**Supplied data**
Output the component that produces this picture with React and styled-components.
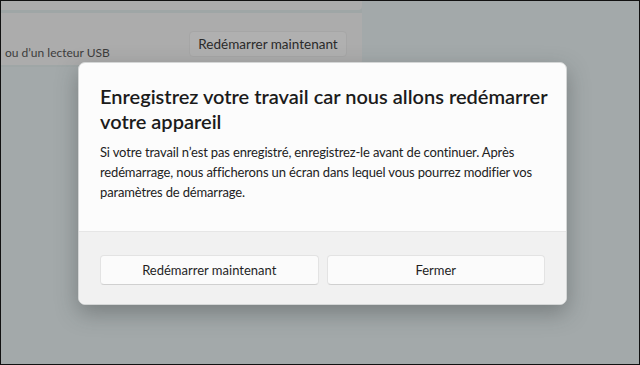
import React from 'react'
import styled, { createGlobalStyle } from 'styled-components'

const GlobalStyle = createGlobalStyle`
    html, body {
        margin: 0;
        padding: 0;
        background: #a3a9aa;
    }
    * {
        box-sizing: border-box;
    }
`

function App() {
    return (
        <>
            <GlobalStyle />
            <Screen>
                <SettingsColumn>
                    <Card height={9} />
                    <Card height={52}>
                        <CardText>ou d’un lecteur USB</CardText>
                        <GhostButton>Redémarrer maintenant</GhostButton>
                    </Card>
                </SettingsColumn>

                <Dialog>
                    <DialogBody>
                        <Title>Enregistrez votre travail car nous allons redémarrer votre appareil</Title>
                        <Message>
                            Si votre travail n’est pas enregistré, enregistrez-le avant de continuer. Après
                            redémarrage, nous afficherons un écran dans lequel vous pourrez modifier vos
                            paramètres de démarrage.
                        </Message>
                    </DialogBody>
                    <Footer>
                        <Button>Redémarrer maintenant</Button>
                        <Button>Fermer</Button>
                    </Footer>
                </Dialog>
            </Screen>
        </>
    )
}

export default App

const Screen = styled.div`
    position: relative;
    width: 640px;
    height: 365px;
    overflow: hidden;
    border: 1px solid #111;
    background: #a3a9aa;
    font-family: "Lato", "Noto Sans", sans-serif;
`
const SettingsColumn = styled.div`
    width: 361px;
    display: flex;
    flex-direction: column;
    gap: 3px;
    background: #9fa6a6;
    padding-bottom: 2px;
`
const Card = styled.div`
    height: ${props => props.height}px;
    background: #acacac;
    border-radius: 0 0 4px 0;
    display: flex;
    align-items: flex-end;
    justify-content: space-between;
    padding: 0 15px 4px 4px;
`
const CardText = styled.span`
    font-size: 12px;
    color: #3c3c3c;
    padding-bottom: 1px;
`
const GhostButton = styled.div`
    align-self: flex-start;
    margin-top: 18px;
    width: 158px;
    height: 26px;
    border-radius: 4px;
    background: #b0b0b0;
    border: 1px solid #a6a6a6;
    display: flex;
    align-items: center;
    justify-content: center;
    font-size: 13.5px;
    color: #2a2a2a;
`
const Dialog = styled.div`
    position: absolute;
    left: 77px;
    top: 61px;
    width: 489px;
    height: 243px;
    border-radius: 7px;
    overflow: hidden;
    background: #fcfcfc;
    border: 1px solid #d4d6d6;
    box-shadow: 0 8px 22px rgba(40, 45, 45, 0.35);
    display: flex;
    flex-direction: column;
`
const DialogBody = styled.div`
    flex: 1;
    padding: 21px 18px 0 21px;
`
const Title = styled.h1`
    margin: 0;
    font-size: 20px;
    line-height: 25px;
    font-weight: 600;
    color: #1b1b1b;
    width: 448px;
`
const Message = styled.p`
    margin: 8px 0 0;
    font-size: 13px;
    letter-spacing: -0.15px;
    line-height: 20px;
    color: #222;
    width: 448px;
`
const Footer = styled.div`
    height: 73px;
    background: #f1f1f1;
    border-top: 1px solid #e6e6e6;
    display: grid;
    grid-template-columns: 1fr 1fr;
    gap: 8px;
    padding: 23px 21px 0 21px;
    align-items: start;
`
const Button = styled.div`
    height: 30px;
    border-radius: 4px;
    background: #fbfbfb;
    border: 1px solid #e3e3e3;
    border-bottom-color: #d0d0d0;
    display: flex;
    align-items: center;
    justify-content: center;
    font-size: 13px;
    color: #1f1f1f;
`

**Exercise objective**
Take the listing and print it again exactly, but without any pictures.

**Task output**
Output the component that produces this picture with React and styled-components.
import React from 'react'
import styled, { createGlobalStyle } from 'styled-components'

const GlobalStyle = createGlobalStyle`
    html, body {
        margin: 0;
        padding: 0;
        background: #a3a9aa;
    }
    * {
        box-sizing: border-box;
    }
`

function App() {
    return (
        <>
            <GlobalStyle />
            <Screen>
                <SettingsColumn>
                    <Card height={9} />
                    <Card height={52}>
                        <CardText>ou d’un lecteur USB</CardText>
                        <GhostButton>Redémarrer maintenant</GhostButton>
                    </Card>
                </SettingsColumn>

                <Dialog>
                    <DialogBody>
                        <Title>Enregistrez votre travail car nous allons redémarrer votre appareil</Title>
                        <Message>
                            Si votre travail n’est pas enregistré, enregistrez-le avant de continuer. Après
                            redémarrage, nous afficherons un écran dans lequel vous pourrez modifier vos
                            paramètres de démarrage.
                        </Message>
                    </DialogBody>
                    <Footer>
                        <Button>Redémarrer maintenant</Button>
                        <Button>Fermer</Button>
                    </Footer>
                </Dialog>
            </Screen>
        </>
    )
}

export default App

const Screen = styled.div`
    position: relative;
    width: 640px;
    height: 365px;
    overflow: hidden;
    border: 1px solid #111;
    background: #a3a9aa;
    font-family: "Lato", "Noto Sans", sans-serif;
`
const SettingsColumn = styled.div`
    width: 361px;
    display: flex;
    flex-direction: column;
    gap: 3px;
    background: #9fa6a6;
    padding-bottom: 2px;
`
const Card = styled.div`
    height: ${props => props.height}px;
    background: #acacac;
    border-radius: 0 0 4px 0;
    display: flex;
    align-items: flex-end;
    justify-content: space-between;
    padding: 0 15px 4px 4px;
`
const CardText = styled.span`
    font-size: 12px;
    color: #3c3c3c;
    padding-bottom: 1px;
`
const GhostButton = styled.div`
    align-self: flex-start;
    margin-top: 18px;
    width: 158px;
    height: 26px;
    border-radius: 4px;
    background: #b0b0b0;
    border: 1px solid #a6a6a6;
    display: flex;
    align-items: center;
    justify-content: center;
    font-size: 13.5px;
    color: #2a2a2a;
`
const Dialog = styled.div`
    position: absolute;
    left: 77px;
    top: 61px;
    width: 489px;
    height: 243px;
    border-radius: 7px;
    overflow: hidden;
    background: #fcfcfc;
    border: 1px solid #d4d6d6;
    box-shadow: 0 8px 22px rgba(40, 45, 45, 0.35);
    display: flex;
    flex-direction: column;
`
const DialogBody = styled.div`
    flex: 1;
    padding: 21px 18px 0 21px;
`
const Title = styled.h1`
    margin: 0;
    font-size: 20px;
    line-height: 25px;
    font-weight: 600;
    color: #1b1b1b;
    width: 448px;
`
const Message = styled.p`
    margin: 8px 0 0;
    font-size: 13px;
    letter-spacing: -0.15px;
    line-height: 20px;
    color: #222;
    width: 448px;
`
const Footer = styled.div`
    height: 73px;
    background: #f1f1f1;
    border-top: 1px solid #e6e6e6;
    display: grid;
    grid-template-columns: 1fr 1fr;
    gap: 8px;
    padding: 23px 21px 0 21px;
    align-items: start;
`
const Button = styled.div`
    height: 30px;
    border-radius: 4px;
    background: #fbfbfb;
    border: 1px solid #e3e3e3;
    border-bottom-color: #d0d0d0;
    display: flex;
    align-items: center;
    justify-content: center;
    font-size: 13px;
    color: #1f1f1f;
`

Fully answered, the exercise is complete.